What is a Glucometer?
A glucometer is a portable device that allows a person to monitor the amount of glucose in their blood/sugar level check. It is a handheld device that provides valuable information about whether the blood sugar is too high, too low, or in a good range. It enables people to take an RBS test at their convenience. RBS is the testing of the blood glucose level at any time or random time of the day.
When to Take the Test?
The frequency and time of testing will depend on the specific type of diabetes a person is diagnosed with and their treatment plan. If a person has type 1 diabetes, they may need to test their sugar levels four to ten times per day.

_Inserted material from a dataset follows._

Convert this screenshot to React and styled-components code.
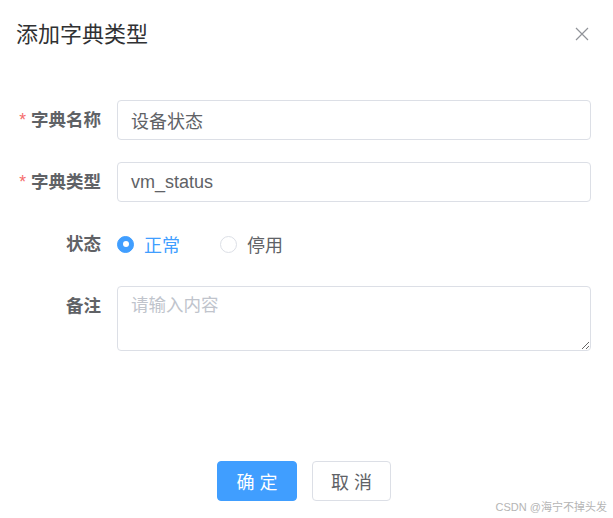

If a person has type 2 or gestational diabetes, they may generally need to test two to four times per day, depending on if they take insulin or not.
Why Take the Test?
Frequent glucometer usage for monitoring glucose levels can help a person to:
- Check how controlled the blood glucose level is and whether it is low or high.
- Recognize the patterns when they are more likely to have a crash or spike in glucose.
- See how the glucose levels respond in times of stress or after exercise.
- Monitor the effect of diabetes medicines and other therapies.
- Assess how well they are achieving specific treatment goals.
How to Use a Glucometer?
To use a glucometer, you will need a sanitizer or soap and water or spirit to clean up the testing area, glucometer strips that come along with the glucometer, a lancet, a lancing device, and a notebook to record results. The following steps explain how to use a glucometer:
- Before you start testing, set out the glucometer, test strip, lancet, lancing device, and alcohol pad.
- To prevent infection, wash your hands. If you wash your hands thoroughly, usage of an alcohol swab is not required.
- To make the blood flow easier, it sometimes helps to warm your hands first. Run your hands under warm water or rub them together briskly to warm them up. Be sure to dry them well as wet hands can dilute the blood sample, resulting in a lower number and wrong results.
- Turn on the glucometer and when the machine is ready, place the blood on the strip.
- Make sure your hands are dry and wipe the selected area with an alcohol prep pad. Wait until the alcohol evaporates.
- Pierce your fingertips on the side of your finger, between the tip of your nail to the bottom of your fingernail. Avoid the pads as they can pinch more. The type of strip you are using determines the type of blood that is required. Some use a “hanging drop” of blood as opposed to a small drop for strips that draw blood with capillary action.
- Place the drop of blood on the side of or on the strip.
- The glucometer takes a few moments to calculate the blood sugar reading. Follow your doctor’s order for whatever blood sugar reading you get.
- If the site where you drew the blood is still bleeding, use the alcohol prep pad to blot.
- Note down your results. For easier record-keeping, some glucometers store your results in memory.